* BEGIN *

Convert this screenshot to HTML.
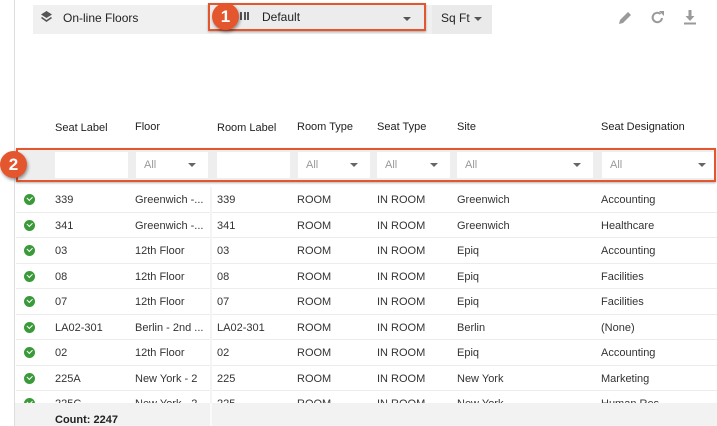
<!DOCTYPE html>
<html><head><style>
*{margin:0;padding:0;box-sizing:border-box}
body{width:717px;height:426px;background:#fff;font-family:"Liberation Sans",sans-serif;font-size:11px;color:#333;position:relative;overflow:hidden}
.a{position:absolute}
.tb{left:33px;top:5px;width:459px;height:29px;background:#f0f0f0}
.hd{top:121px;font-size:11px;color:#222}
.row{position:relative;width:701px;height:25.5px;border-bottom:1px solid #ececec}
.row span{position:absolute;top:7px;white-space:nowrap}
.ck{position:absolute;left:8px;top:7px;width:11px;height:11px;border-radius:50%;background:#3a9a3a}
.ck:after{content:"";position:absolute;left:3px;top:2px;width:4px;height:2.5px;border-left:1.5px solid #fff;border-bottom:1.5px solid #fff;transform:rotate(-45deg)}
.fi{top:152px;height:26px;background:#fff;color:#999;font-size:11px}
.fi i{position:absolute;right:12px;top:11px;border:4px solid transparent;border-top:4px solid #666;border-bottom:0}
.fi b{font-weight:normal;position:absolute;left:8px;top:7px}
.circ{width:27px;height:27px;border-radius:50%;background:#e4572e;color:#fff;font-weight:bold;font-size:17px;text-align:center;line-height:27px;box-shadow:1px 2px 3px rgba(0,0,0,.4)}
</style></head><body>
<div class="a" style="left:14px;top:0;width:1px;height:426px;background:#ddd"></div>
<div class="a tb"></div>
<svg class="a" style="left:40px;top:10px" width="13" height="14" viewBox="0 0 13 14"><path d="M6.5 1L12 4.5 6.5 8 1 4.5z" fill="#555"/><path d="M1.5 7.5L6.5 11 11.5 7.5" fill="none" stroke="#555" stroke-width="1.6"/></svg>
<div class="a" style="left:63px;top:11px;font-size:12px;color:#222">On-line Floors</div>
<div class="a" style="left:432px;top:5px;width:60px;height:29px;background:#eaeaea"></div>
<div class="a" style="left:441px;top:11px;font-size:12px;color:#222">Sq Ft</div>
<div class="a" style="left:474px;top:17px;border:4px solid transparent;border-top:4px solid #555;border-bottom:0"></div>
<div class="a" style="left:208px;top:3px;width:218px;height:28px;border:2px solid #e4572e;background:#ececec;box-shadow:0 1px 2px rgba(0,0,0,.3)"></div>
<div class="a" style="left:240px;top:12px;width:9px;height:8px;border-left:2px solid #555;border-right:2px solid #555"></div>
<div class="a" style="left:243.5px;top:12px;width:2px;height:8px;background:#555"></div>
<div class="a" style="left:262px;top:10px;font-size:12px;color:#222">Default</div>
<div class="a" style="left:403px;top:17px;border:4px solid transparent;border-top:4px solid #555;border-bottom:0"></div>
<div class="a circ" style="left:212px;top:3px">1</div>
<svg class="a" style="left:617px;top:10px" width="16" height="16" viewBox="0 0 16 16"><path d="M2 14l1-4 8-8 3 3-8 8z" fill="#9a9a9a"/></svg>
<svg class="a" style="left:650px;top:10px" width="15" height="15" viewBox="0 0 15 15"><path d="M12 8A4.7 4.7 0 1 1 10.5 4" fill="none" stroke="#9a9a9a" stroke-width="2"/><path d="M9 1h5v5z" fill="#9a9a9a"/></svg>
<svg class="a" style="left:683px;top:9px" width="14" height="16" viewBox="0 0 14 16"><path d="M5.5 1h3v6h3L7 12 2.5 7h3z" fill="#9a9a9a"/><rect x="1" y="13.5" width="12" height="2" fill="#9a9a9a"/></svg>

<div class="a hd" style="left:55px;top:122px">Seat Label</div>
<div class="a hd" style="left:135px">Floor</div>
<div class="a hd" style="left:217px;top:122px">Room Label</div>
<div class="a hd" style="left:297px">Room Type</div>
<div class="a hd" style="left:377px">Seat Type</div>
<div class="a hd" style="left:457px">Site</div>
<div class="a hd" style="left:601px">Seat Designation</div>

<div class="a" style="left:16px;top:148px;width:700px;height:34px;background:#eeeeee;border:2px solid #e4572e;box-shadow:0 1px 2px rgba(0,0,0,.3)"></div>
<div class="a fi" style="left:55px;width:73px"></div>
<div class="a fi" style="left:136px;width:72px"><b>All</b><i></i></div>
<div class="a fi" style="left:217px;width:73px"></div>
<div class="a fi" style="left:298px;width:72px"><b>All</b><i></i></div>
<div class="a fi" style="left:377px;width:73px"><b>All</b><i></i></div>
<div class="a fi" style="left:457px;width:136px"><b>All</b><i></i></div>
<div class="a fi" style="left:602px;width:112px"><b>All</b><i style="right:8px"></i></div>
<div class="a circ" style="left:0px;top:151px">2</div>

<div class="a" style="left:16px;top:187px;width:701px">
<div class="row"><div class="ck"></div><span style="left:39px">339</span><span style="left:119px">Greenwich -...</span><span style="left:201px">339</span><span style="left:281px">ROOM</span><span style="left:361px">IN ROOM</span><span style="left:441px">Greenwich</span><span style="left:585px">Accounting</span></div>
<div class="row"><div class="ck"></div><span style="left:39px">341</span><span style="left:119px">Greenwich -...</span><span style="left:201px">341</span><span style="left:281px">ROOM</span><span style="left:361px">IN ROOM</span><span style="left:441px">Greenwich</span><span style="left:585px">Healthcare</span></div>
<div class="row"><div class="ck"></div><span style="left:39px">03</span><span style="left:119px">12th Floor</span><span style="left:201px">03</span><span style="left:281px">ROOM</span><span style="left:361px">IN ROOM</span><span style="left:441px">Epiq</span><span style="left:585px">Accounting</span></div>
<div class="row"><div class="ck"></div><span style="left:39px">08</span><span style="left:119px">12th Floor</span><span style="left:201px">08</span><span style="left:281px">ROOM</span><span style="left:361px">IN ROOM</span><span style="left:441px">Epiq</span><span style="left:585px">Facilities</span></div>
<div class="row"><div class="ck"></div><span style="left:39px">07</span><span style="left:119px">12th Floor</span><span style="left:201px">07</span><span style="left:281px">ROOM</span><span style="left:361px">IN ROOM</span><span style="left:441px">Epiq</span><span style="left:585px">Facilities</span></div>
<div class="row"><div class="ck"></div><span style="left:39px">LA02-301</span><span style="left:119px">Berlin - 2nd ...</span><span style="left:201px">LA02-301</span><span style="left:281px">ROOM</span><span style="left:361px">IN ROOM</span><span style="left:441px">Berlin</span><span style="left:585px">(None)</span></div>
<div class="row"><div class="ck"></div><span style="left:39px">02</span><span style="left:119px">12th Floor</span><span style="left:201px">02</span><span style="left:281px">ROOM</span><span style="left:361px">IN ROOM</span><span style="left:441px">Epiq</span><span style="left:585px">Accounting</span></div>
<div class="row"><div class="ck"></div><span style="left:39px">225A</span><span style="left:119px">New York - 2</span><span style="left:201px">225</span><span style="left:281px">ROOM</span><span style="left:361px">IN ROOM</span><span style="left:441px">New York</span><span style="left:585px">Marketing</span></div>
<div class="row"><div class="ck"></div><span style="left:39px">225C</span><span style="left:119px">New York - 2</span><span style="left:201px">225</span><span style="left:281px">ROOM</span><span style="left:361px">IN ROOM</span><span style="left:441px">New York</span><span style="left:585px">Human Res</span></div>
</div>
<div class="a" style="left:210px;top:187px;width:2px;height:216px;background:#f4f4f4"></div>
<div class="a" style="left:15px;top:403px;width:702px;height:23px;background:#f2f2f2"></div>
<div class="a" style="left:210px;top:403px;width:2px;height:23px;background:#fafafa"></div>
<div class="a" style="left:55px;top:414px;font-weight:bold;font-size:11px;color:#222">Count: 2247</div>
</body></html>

* END *

Exercise instructions:
Omit the pictures, then output the rest of the listing exactly.

The output:
Convert this screenshot to HTML.
<!DOCTYPE html>
<html><head><style>
*{margin:0;padding:0;box-sizing:border-box}
body{width:717px;height:426px;background:#fff;font-family:"Liberation Sans",sans-serif;font-size:11px;color:#333;position:relative;overflow:hidden}
.a{position:absolute}
.tb{left:33px;top:5px;width:459px;height:29px;background:#f0f0f0}
.hd{top:121px;font-size:11px;color:#222}
.row{position:relative;width:701px;height:25.5px;border-bottom:1px solid #ececec}
.row span{position:absolute;top:7px;white-space:nowrap}
.ck{position:absolute;left:8px;top:7px;width:11px;height:11px;border-radius:50%;background:#3a9a3a}
.ck:after{content:"";position:absolute;left:3px;top:2px;width:4px;height:2.5px;border-left:1.5px solid #fff;border-bottom:1.5px solid #fff;transform:rotate(-45deg)}
.fi{top:152px;height:26px;background:#fff;color:#999;font-size:11px}
.fi i{position:absolute;right:12px;top:11px;border:4px solid transparent;border-top:4px solid #666;border-bottom:0}
.fi b{font-weight:normal;position:absolute;left:8px;top:7px}
.circ{width:27px;height:27px;border-radius:50%;background:#e4572e;color:#fff;font-weight:bold;font-size:17px;text-align:center;line-height:27px;box-shadow:1px 2px 3px rgba(0,0,0,.4)}
</style></head><body>
<div class="a" style="left:14px;top:0;width:1px;height:426px;background:#ddd"></div>
<div class="a tb"></div>
<svg class="a" style="left:40px;top:10px" width="13" height="14" viewBox="0 0 13 14"><path d="M6.5 1L12 4.5 6.5 8 1 4.5z" fill="#555"/><path d="M1.5 7.5L6.5 11 11.5 7.5" fill="none" stroke="#555" stroke-width="1.6"/></svg>
<div class="a" style="left:63px;top:11px;font-size:12px;color:#222">On-line Floors</div>
<div class="a" style="left:432px;top:5px;width:60px;height:29px;background:#eaeaea"></div>
<div class="a" style="left:441px;top:11px;font-size:12px;color:#222">Sq Ft</div>
<div class="a" style="left:474px;top:17px;border:4px solid transparent;border-top:4px solid #555;border-bottom:0"></div>
<div class="a" style="left:208px;top:3px;width:218px;height:28px;border:2px solid #e4572e;background:#ececec;box-shadow:0 1px 2px rgba(0,0,0,.3)"></div>
<div class="a" style="left:240px;top:12px;width:9px;height:8px;border-left:2px solid #555;border-right:2px solid #555"></div>
<div class="a" style="left:243.5px;top:12px;width:2px;height:8px;background:#555"></div>
<div class="a" style="left:262px;top:10px;font-size:12px;color:#222">Default</div>
<div class="a" style="left:403px;top:17px;border:4px solid transparent;border-top:4px solid #555;border-bottom:0"></div>
<div class="a circ" style="left:212px;top:3px">1</div>
<svg class="a" style="left:617px;top:10px" width="16" height="16" viewBox="0 0 16 16"><path d="M2 14l1-4 8-8 3 3-8 8z" fill="#9a9a9a"/></svg>
<svg class="a" style="left:650px;top:10px" width="15" height="15" viewBox="0 0 15 15"><path d="M12 8A4.7 4.7 0 1 1 10.5 4" fill="none" stroke="#9a9a9a" stroke-width="2"/><path d="M9 1h5v5z" fill="#9a9a9a"/></svg>
<svg class="a" style="left:683px;top:9px" width="14" height="16" viewBox="0 0 14 16"><path d="M5.5 1h3v6h3L7 12 2.5 7h3z" fill="#9a9a9a"/><rect x="1" y="13.5" width="12" height="2" fill="#9a9a9a"/></svg>

<div class="a hd" style="left:55px;top:122px">Seat Label</div>
<div class="a hd" style="left:135px">Floor</div>
<div class="a hd" style="left:217px;top:122px">Room Label</div>
<div class="a hd" style="left:297px">Room Type</div>
<div class="a hd" style="left:377px">Seat Type</div>
<div class="a hd" style="left:457px">Site</div>
<div class="a hd" style="left:601px">Seat Designation</div>

<div class="a" style="left:16px;top:148px;width:700px;height:34px;background:#eeeeee;border:2px solid #e4572e;box-shadow:0 1px 2px rgba(0,0,0,.3)"></div>
<div class="a fi" style="left:55px;width:73px"></div>
<div class="a fi" style="left:136px;width:72px"><b>All</b><i></i></div>
<div class="a fi" style="left:217px;width:73px"></div>
<div class="a fi" style="left:298px;width:72px"><b>All</b><i></i></div>
<div class="a fi" style="left:377px;width:73px"><b>All</b><i></i></div>
<div class="a fi" style="left:457px;width:136px"><b>All</b><i></i></div>
<div class="a fi" style="left:602px;width:112px"><b>All</b><i style="right:8px"></i></div>
<div class="a circ" style="left:0px;top:151px">2</div>

<div class="a" style="left:16px;top:187px;width:701px">
<div class="row"><div class="ck"></div><span style="left:39px">339</span><span style="left:119px">Greenwich -...</span><span style="left:201px">339</span><span style="left:281px">ROOM</span><span style="left:361px">IN ROOM</span><span style="left:441px">Greenwich</span><span style="left:585px">Accounting</span></div>
<div class="row"><div class="ck"></div><span style="left:39px">341</span><span style="left:119px">Greenwich -...</span><span style="left:201px">341</span><span style="left:281px">ROOM</span><span style="left:361px">IN ROOM</span><span style="left:441px">Greenwich</span><span style="left:585px">Healthcare</span></div>
<div class="row"><div class="ck"></div><span style="left:39px">03</span><span style="left:119px">12th Floor</span><span style="left:201px">03</span><span style="left:281px">ROOM</span><span style="left:361px">IN ROOM</span><span style="left:441px">Epiq</span><span style="left:585px">Accounting</span></div>
<div class="row"><div class="ck"></div><span style="left:39px">08</span><span style="left:119px">12th Floor</span><span style="left:201px">08</span><span style="left:281px">ROOM</span><span style="left:361px">IN ROOM</span><span style="left:441px">Epiq</span><span style="left:585px">Facilities</span></div>
<div class="row"><div class="ck"></div><span style="left:39px">07</span><span style="left:119px">12th Floor</span><span style="left:201px">07</span><span style="left:281px">ROOM</span><span style="left:361px">IN ROOM</span><span style="left:441px">Epiq</span><span style="left:585px">Facilities</span></div>
<div class="row"><div class="ck"></div><span style="left:39px">LA02-301</span><span style="left:119px">Berlin - 2nd ...</span><span style="left:201px">LA02-301</span><span style="left:281px">ROOM</span><span style="left:361px">IN ROOM</span><span style="left:441px">Berlin</span><span style="left:585px">(None)</span></div>
<div class="row"><div class="ck"></div><span style="left:39px">02</span><span style="left:119px">12th Floor</span><span style="left:201px">02</span><span style="left:281px">ROOM</span><span style="left:361px">IN ROOM</span><span style="left:441px">Epiq</span><span style="left:585px">Accounting</span></div>
<div class="row"><div class="ck"></div><span style="left:39px">225A</span><span style="left:119px">New York - 2</span><span style="left:201px">225</span><span style="left:281px">ROOM</span><span style="left:361px">IN ROOM</span><span style="left:441px">New York</span><span style="left:585px">Marketing</span></div>
<div class="row"><div class="ck"></div><span style="left:39px">225C</span><span style="left:119px">New York - 2</span><span style="left:201px">225</span><span style="left:281px">ROOM</span><span style="left:361px">IN ROOM</span><span style="left:441px">New York</span><span style="left:585px">Human Res</span></div>
</div>
<div class="a" style="left:210px;top:187px;width:2px;height:216px;background:#f4f4f4"></div>
<div class="a" style="left:15px;top:403px;width:702px;height:23px;background:#f2f2f2"></div>
<div class="a" style="left:210px;top:403px;width:2px;height:23px;background:#fafafa"></div>
<div class="a" style="left:55px;top:414px;font-weight:bold;font-size:11px;color:#222">Count: 2247</div>
</body></html>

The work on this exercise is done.